Cyberwar Rules...Really???
May 2009
Experts: U.S. military’s cyberwar rules “ill-formed.” An experts panel criticized U.S. plans for cyberwarfare as “ill-formed,” “undeveloped,” and “highly uncertain”; as a result, many nuances of cyberwar have remained poorly understood, even as the military actively prepares for it. The U.S. government has yet to form a coherent policy for engaging in warfare that involves attacks on a country’s electrical power grids and other critical infrastructure, according to a non-profit group of scientists and policy advisers.
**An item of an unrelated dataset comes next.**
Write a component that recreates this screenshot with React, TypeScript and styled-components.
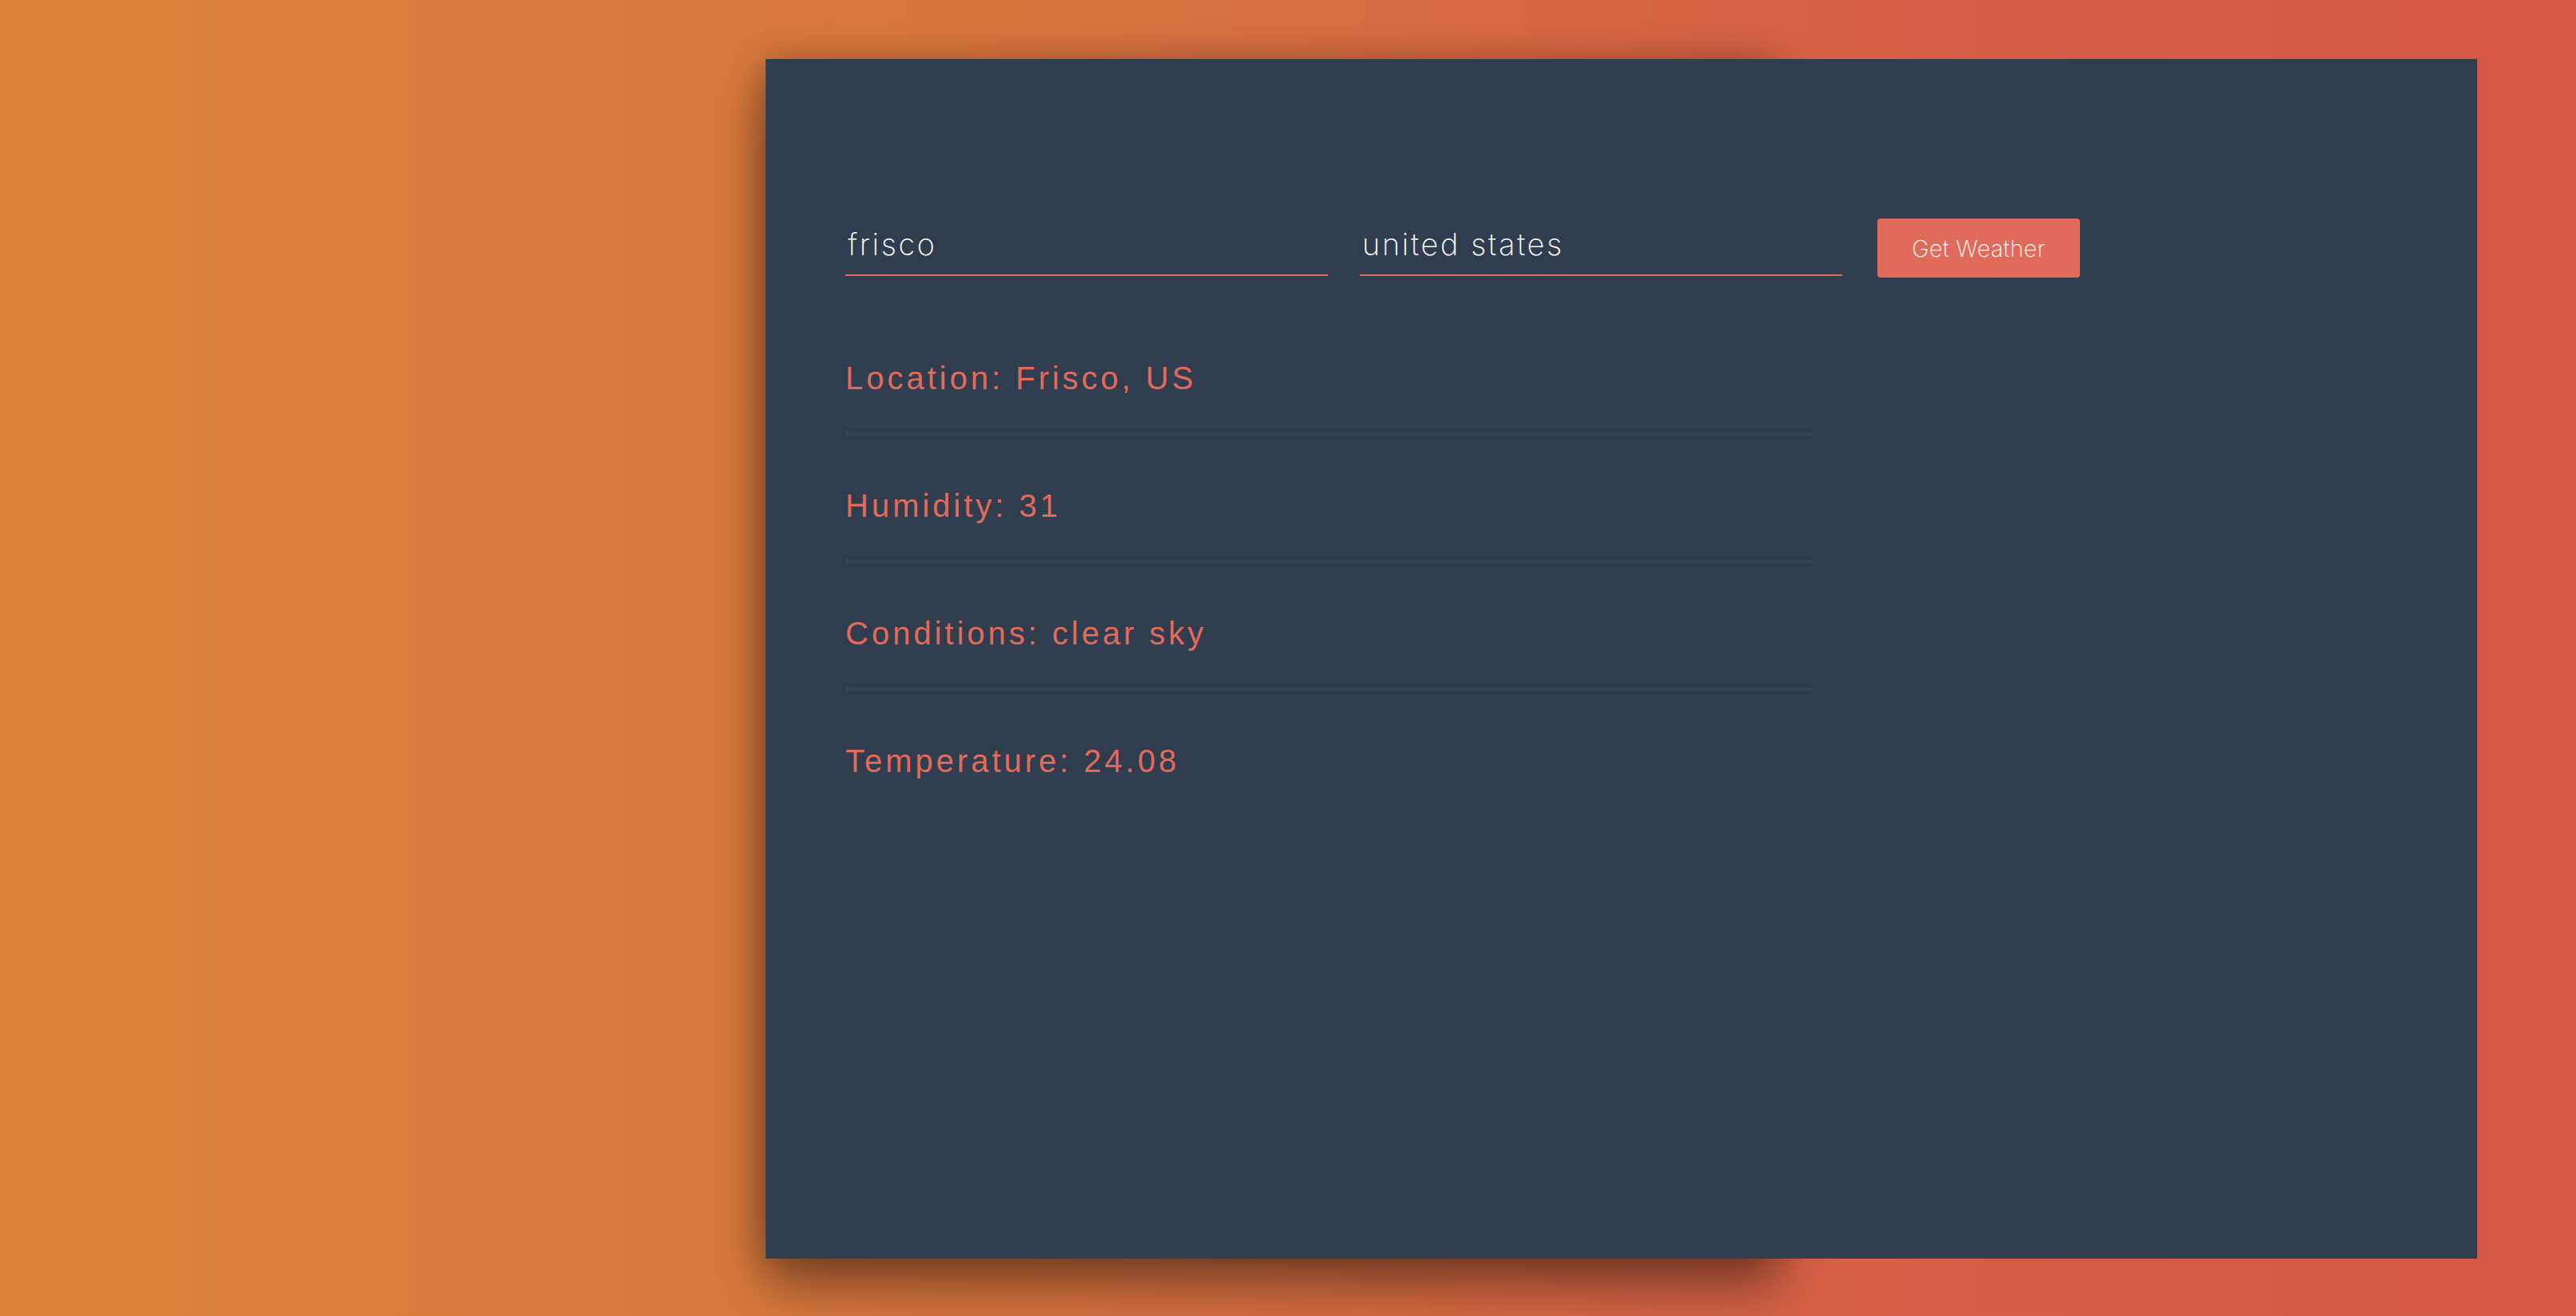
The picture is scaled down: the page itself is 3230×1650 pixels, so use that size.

They called on policy makers to actively forge rules for how and when the military goes about mounting offensive and defensive acts of cyber warfare. “The current policy and legal framework for guiding and regulating the U.S. use of cyberattack is ill-formed, undeveloped, and highly uncertain,” the report, published by the National Academy of Sciences, states. “Secrecy has impeded widespread understanding and debate about the nature and implications of U.S. cyberattack.” The many nuances of cyberwar have remained poorly understood, even as the military actively prepares for it. They include the high degree of anonymity of those who carry out such attacks, making it hard to identify those who perpetrate them. Such attacks also result in much more uncertain outcomes than traditional warfare, making it hard to predict success and collateral damage.